* What you should do
Search the listing for the string "index" and copy every line that contains it.

-- Dataset excerpt start --

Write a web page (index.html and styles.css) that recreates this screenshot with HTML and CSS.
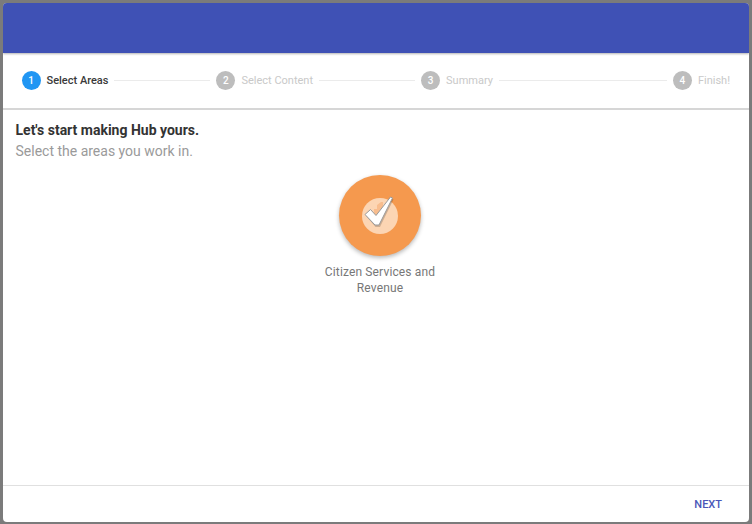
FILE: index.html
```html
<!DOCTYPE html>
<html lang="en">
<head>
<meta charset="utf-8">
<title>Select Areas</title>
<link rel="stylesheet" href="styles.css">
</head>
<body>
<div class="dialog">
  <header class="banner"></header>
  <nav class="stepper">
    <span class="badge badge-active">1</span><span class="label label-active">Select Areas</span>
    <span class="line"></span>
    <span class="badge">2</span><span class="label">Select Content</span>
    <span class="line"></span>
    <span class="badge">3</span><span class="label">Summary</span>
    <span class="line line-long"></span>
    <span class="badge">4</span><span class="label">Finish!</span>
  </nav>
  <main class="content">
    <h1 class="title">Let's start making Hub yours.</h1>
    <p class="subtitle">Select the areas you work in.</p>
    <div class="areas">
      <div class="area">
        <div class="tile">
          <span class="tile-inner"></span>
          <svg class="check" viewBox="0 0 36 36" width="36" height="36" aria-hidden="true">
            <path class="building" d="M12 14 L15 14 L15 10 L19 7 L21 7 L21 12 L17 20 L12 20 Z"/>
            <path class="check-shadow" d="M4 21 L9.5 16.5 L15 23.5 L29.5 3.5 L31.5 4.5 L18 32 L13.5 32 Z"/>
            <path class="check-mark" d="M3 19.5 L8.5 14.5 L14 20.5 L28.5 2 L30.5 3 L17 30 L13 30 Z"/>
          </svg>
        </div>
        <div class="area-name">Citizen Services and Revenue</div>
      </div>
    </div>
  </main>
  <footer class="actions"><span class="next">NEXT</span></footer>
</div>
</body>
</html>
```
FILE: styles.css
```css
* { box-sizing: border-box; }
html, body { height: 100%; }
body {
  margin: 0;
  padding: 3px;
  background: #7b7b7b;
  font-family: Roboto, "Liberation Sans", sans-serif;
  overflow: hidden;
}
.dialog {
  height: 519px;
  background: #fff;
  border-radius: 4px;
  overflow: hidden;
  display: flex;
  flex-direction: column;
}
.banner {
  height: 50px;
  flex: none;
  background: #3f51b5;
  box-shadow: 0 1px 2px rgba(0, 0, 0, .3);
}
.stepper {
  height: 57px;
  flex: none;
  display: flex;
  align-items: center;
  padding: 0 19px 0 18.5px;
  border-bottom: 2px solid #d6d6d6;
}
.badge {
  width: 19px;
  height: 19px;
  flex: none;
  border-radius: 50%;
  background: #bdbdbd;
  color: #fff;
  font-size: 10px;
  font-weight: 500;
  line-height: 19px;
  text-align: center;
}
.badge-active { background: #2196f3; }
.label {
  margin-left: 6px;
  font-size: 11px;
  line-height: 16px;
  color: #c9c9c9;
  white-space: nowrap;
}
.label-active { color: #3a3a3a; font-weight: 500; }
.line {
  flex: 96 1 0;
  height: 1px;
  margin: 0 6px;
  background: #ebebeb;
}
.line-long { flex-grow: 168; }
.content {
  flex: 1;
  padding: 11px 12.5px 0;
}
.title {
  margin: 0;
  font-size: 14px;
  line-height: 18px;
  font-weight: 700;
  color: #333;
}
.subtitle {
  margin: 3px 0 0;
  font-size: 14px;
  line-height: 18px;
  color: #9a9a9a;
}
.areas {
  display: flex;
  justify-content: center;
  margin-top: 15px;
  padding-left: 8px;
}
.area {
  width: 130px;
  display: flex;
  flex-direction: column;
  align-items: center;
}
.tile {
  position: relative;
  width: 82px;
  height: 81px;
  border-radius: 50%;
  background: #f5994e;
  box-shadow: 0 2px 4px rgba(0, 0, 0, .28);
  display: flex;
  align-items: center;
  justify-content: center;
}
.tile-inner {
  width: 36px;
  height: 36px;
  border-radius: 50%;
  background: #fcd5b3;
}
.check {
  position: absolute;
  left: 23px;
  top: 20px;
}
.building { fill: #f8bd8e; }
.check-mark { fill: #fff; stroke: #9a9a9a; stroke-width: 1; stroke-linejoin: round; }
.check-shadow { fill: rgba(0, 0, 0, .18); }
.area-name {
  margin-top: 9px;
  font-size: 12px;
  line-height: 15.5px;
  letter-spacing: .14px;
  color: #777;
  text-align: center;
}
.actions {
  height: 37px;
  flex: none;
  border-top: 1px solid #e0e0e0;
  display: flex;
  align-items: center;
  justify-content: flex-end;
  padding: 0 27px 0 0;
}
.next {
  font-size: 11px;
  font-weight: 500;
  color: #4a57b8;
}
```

-- Dataset excerpt end --

* Final result
Write a web page (index.html and styles.css) that recreates this screenshot with HTML and CSS.
FILE: index.html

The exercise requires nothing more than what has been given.